First putative occurrence in the fossil record of choanoflagellates, the sister group of Metazoa
Carolina Fonseca, João Graciano Mendonça Filho, Matías Reolid, Luís V. Duarte, António Donizeti de Oliveira, Jaqueline Torres Souza & Carine Lézin
Summarized by Jacob Fogg, who is a student at the University of South Florida studying geology. All his life he has been interested in the natural world and how it works. He came into USF as an undeclared major and after taking an intro environmental science course, he was hooked. Jacob hopes to work in some capacity as a geologist when he graduates from USF in 2023.
Purpose of Study: Choanoflagellates are single celled organisms that have been found to be the closest living relative to animals that we know of. We know this because sponges, which are a part of the animal kingdom, contain cells called choanocytes that behave in the same manner as choanoflagellates. Despite knowing a great deal about these organisms and their relationship with animals, scientists have never found evidence of them in the fossil record until now. With new fossil evidence of choanoflagellates, scientists can now study the structure and function of these organisms, in relation to how they work in animals, and the environment in which they lived many years ago.
Data Used: 22 rock samples were collected from the Betic Mountain System in southern Spain. These rocks are from the Cretaceous Period, approximately 100 million years ago, when this area was a shallow sea. The samples contained a material called kerogen, which is a form of organic matter that has undergone heat and pressure. If kerogen is continuously exposed to more heat and pressure, then it will eventually become the natural gas that we use in our everyday lives. It was in the kerogen that scientists were able to find the preserved choanoflagellate fossils.
Methods: Researchers crushed up the collected samples and treated it with an acid bath to remove the rock material. Then, they concentrated the kerogen using a heavy liquid and centrifuged the kerogen (meaning, the scientists placed the samples in a machine that spun the kerogen, causing it to separate from any excess water). The kerogen was then placed on slides and examined under a microscope and exposed to white and blue florescent lights to pick out organic particles. It was here where scientists were able to find choanoflagellate fossils. The fossils were then analyzed through the process of confocal laser scanning microscopy (CLSM). This process takes microscopic photos of the samples using high resolution imaging, which can be used to create a 3D model of what you are imaging. CLSM is a very sophisticated imaging process.

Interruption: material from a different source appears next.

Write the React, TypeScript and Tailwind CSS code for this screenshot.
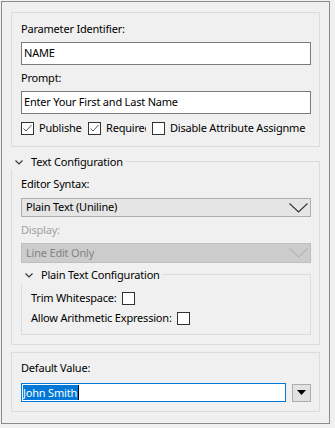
import React from 'react';

const FONT = { fontFamily: '"Noto Sans", "Open Sans", sans-serif' };

function Chevron() {
    return (
        <svg width="8" height="5" viewBox="0 0 8 5" className="shrink-0">
            <polyline points="0.5,0.5 4,4 7.5,0.5" fill="none" stroke="#333" strokeWidth="1.1" />
        </svg>
    );
}

function ComboArrow({ disabled }: { disabled?: boolean }) {
    return (
        <svg width="19" height="10" viewBox="0 0 19 10" className="shrink-0">
            <polyline
                points="0.5,0.5 9.5,9 18.5,0.5"
                fill="none"
                stroke={disabled ? '#b5b5b5' : '#333'}
                strokeWidth="1.1"
            />
        </svg>
    );
}

function CheckBox({ checked }: { checked?: boolean }) {
    return (
        <div className="w-[13px] h-[13px] shrink-0 border border-[#333] bg-white flex items-center justify-center">
            {checked && (
                <svg width="11" height="11" viewBox="0 0 11 11">
                    <polyline points="1.5,5.5 4,8 9.5,2" fill="none" stroke="#555" strokeWidth="1" />
                </svg>
            )}
        </div>
    );
}

function Label({ children, disabled }: { children: React.ReactNode; disabled?: boolean }) {
    return (
        <div className={`h-[16px] leading-[16px] whitespace-nowrap ${disabled ? 'text-[#a0a0a0]' : 'text-black'}`}>
            {children}
        </div>
    );
}

function TextInput({ value }: { value: string }) {
    return (
        <div className="h-[23px] border border-[#7a7a7a] bg-white flex items-center px-[2px] text-black">
            {value}
        </div>
    );
}

function GroupHeader({ title }: { title: string }) {
    return (
        <div className="-mt-[8px] -ml-[10px] w-fit h-[16px] bg-[#f0f0f0] flex items-center pl-[4px] pr-[2px] gap-[8px] text-black whitespace-nowrap">
            <Chevron />
            <span className="leading-[16px]">{title}</span>
        </div>
    );
}

export default function App() {
    return (
        <div
            className="w-[335px] h-[428px] bg-[#f0f0f0] pt-[1px] pl-[1px] text-[11px] tracking-[-0.2px]"
            style={FONT}
        >
            <div className="w-[329px] h-[423px] border border-[#8c8c8c] px-[9px] pt-[10px]">
                {/* General */}
                <div className="border border-[#dcdcdc] pl-[9px] pr-[8px] pt-[8px] pb-[11px]">
                    <Label>Parameter Identifier:</Label>
                    <div className="mt-[5px]">
                        <TextInput value="NAME" />
                    </div>
                    <div className="mt-[5px]">
                        <Label>Prompt:</Label>
                    </div>
                    <div className="mt-[5px]">
                        <TextInput value="Enter Your First and Last Name" />
                    </div>
                    <div className="mt-[8px] flex items-center h-[13px] text-black">
                        <CheckBox checked />
                        <span className="ml-[5px] w-[43px] overflow-hidden whitespace-nowrap">Published</span>
                        <div className="ml-[6px]"><CheckBox checked /></div>
                        <span className="ml-[5px] w-[40px] overflow-hidden whitespace-nowrap">Required</span>
                        <div className="ml-[6px]"><CheckBox /></div>
                        <span className="ml-[5px] w-[136px] overflow-hidden whitespace-nowrap">Disable Attribute Assignment</span>
                    </div>
                </div>

                {/* Text Configuration */}
                <div className="mt-[14px] border border-[#dcdcdc] pl-[9px] pr-[8px] pb-[9px]">
                    <GroupHeader title="Text Configuration" />
                    <div className="mt-[6px]">
                        <Label>Editor Syntax:</Label>
                    </div>
                    <div className="mt-[6px] h-[19px] border border-[#adadad] bg-[#e5e5e5] flex items-center justify-between pl-[4px] pr-[2px] text-black">
                        <span>Plain Text (Uniline)</span>
                        <ComboArrow />
                    </div>
                    <div className="mt-[5px]">
                        <Label disabled>Display:</Label>
                    </div>
                    <div className="mt-[5px] h-[20px] border border-[#bfbfbf] bg-[#cccccc] flex items-center justify-between pl-[4px] pr-[2px] text-[#838383]">
                        <span>Line Edit Only</span>
                        <ComboArrow disabled />
                    </div>

                    {/* Plain Text Configuration */}
                    <div className="mt-[11px] border border-[#dcdcdc] pl-[9px] pr-[8px] pb-[9px]">
                        <GroupHeader title="Plain Text Configuration" />
                        <div className="mt-[9px] flex items-center h-[13px] gap-[5px] text-black">
                            <span>Trim Whitespace:</span>
                            <CheckBox />
                        </div>
                        <div className="mt-[7px] flex items-center h-[13px] gap-[5px] text-black">
                            <span>Allow Arithmetic Expression:</span>
                            <CheckBox />
                        </div>
                    </div>
                </div>

                {/* Default Value */}
                <div className="mt-[7px] border border-[#dcdcdc] pl-[9px] pr-[8px] pt-[7px] pb-[9px]">
                    <Label>Default Value:</Label>
                    <div className="mt-[7px] flex items-center gap-[6px]">
                        <div className="flex-1 h-[19px] border border-[#0078d7] bg-white flex items-center pl-[1px]">
                            <span className="bg-[#0078d7] text-white leading-[15px] pr-[1px]">John Smith</span>
                            <span className="w-[1px] h-[15px] bg-black" />
                        </div>
                        <div className="w-[19px] h-[18px] border border-[#adadad] bg-[#e1e1e1] flex items-center justify-center">
                            <svg width="9" height="5" viewBox="0 0 9 5">
                                <polygon points="0,0 9,0 4.5,5" fill="#000" />
                            </svg>
                        </div>
                    </div>
                </div>
            </div>
        </div>
    );
}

Results: Using the 3D model from CLSM (Fig. 1), scientists were able to directly observe the structure of the choanoflagellates. In the model they created, scientists could see how the choanoflagellates form colonies. The choanoflagellates do this by constructing intercellular bridges and using their filopodia (similar to antennas) to connect their cell bodies together and create a large colony. Scientists were also able to make out the cell bodies of individual choanoflagellates and their flagella (similar to tails). When analyzing the organic material of the rocks, scientists were able to find other microorganisms, such as freshwater microplankton. This suggests that the choanoflagellates in the samples collected were in freshwater environment. Now, in the future, if we find choanoflagellate fossils somewhere in the world, we can infer what type of environment was likely present when the choanoflagellates were living.
Why is this study important? This study is important because choanoflagellates are the link between bacterial organisms and sponges, which are likely among the earliest evolved animals. This means that choanoflagellates are one of the most closely related living things to animals, despite not being animals themselves. . Understanding how these organisms form colonies and sustain themselves can give us insight into how the compare to similar cells that are contained in animal bodies. We can then get a better understanding of how animal cells work.
Broader Implications beyond this study: Now that we have fossilized evidence of choanoflagellates, we have a link between animals and eukaryotic cells. With further research, we may be able to find transitional fossils that show how choanoflagellates became incorporated into animal cells, like in sponges.
Citation: Fonseca, C., Mendonça Filho, J. G., Reolid, M., Duarte, L. V., de Oliveira, A. D., Souza, J. T., & Lézin, C. (2023). First putative occurrence in the fossil record of choanoflagellates, the sister group of Metazoa. Scientific Reports, 13, 1242.